Not a lot of people know according to her head coach, but she was trying out a new strategy and adapting to her new race plan for much of the season. Instead of her running hard and lasting as long as she could, she trained hard to be stronger at the end of the race and really push for a top spot.

“She would put together good early miles and then start her push,” Cassady said.

As seen Saturday, it paid off.

Her second place state finish proved that.

“The best thing that came out of her this year was her confidence. She is right up there with the front runners almost the whole race. And she was able to pull off her plan by passing the fourth and third place runners in the last half mile of the state race, which is exactly what she trained for,” Cassady said.

Now she enters an offseason free from worry about her approach and instead able train with her plan in mind from the beginning of the offseason.

“If it isn’t broke don’t fix it,” Cassady said.

Sawin’s approach also will differ again this offseason. Cassady thinks it will be more of what she did last year when she grew tired of being behind the other girls who ran track and were in better shape.

Chloe Lightfritz now has the opportunity to fully heal from a hip injury that may have hampered her last couple of races. Though her performances still impressed her head coach.

“Her injury happened two weeks before the LKC and we kind of kept it quiet and we didn’t know if she would run in the conference meet. But she told me she would run and she did. She really was phenomenal to end the year,” her coach said.

Combs, Reynolds and Ortiz are going to “provide great leadership” to the incoming girls.

In the middle school girls, Cassady says the team receives reinforcements from three runners who are ready to go immediately.

“I think all of them are going to adjust right away. They have been running together the last few years and for some of their workouts we throw them in with the high school girls just to see what they have and they have always answered the call,” he said.

“That is why I have sort of always felt blessed to be at Williamstown because we always work together with the middle school. And by the time the girls come up to the high school program they know the expectations and the workouts and the long routes we go. The girls move right into being freshman runners without having to stretch themselves very much.”

But there is more about these three, according to him.

“I have coached some teams where when the kids get up to the high school level they don’t know about running the extra mile, but not these girls. They would run five miles if that is what the distance was,” he said.

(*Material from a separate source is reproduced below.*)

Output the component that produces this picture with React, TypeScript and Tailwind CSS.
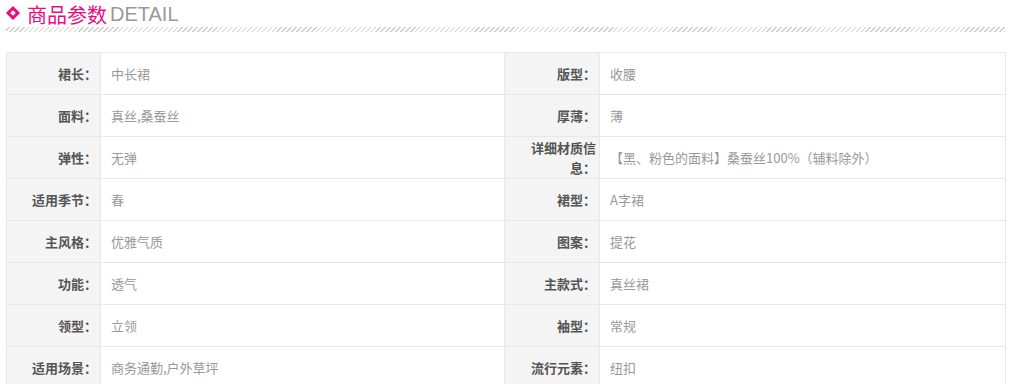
const rows: [string, string, string, string][] = [
  ["裙长", "中长裙", "版型", "收腰"],
  ["面料", "真丝,桑蚕丝", "厚薄", "薄"],
  ["弹性", "无弹", "详细材质信息", "【黑、粉色的面料】桑蚕丝100%（辅料除外）"],
  ["适用季节", "春", "裙型", "A字裙"],
  ["主风格", "优雅气质", "图案", "提花"],
  ["功能", "透气", "主款式", "真丝裙"],
  ["领型", "立领", "袖型", "常规"],
  ["适用场景", "商务通勤,户外草坪", "流行元素", "纽扣"],
];

export default function App() {
  return (
    <div className="bg-white w-[1011px] h-[384px] overflow-hidden font-['Microsoft_YaHei','Noto_Sans_CJK_SC',sans-serif]">
      {/* Title */}
      <div className="px-[6px]">
        <div className="flex items-start h-[26px]">
          <span className="w-[10px] h-[10px] border-[3px] border-[#ec0b7f] rotate-45 ml-[2px] mr-[9px] mt-[8px]"></span>
          <span className="text-[20px] leading-[29px] text-[#ec0b7f]">商品参数</span>
          <span className="text-[20px] leading-[29px] text-[#999] ml-[3px] font-['Liberation_Sans','Noto_Sans_CJK_SC',sans-serif]">DETAIL</span>
        </div>
        <div className="h-[5px] mt-[1px] bg-[repeating-linear-gradient(-45deg,#cfcfcf_0px,#cfcfcf_1px,transparent_1px,transparent_3.5px)]"></div>
      </div>

      {/* Params table */}
      <table className="ml-[6px] mt-[20px] w-[1000px] table-fixed border-collapse text-[13px]">
        <colgroup>
          <col className="w-[94px]" />
          <col className="w-[404px]" />
          <col className="w-[95px]" />
          <col />
        </colgroup>
        <tbody>
          {rows.map((r, i) => (
            <tr key={i} className="h-[42px]">
              <td className="bg-[#f4f4f4] border border-[#e8e8e8] text-right pr-[3px] pl-[4px] font-bold text-[#555] leading-[20px]">
                {r[0]}：
              </td>
              <td className="border border-[#e8e8e8] pl-[10px] text-[#999]">{r[1]}</td>
              <td className="bg-[#f4f4f4] border border-[#e8e8e8] text-right pr-[3px] pl-[4px] font-bold text-[#555] leading-[20px]">
                {r[2]}：
              </td>
              <td className="border border-[#e8e8e8] pl-[10px] text-[#999]">{r[3]}</td>
            </tr>
          ))}
        </tbody>
      </table>
    </div>
  );
}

Thanks to this approach, the coaches have the freedom to mix up the workouts and when the season begins next September they can look at each race differently. But for now it is all about preparation for the 2021 season.

“We talk to the girls alot about not becoming complacent and that no one is going to hand anything to you. That you have to put in the summer miles and build a base and make a sacrifice,” he said.

Making those tough decisions may be a bit easier this summer as Craig Kellar’s Doddridge County team certainly appears capable of providing a challenge to the Yellowjackets. The Bulldogs top three runners Emily Gola, Maria Bee, and Lexi Lamb return as do all but one of their teammates who ran with them in the state meet. They’ll also be receiving a boost from the middle school ranks in Katie Cottrill, Bailey Holden, and Marley Sias.

Cassady believes a fifth straight state championship is possible under the conditions that his girls put in the work and the miles.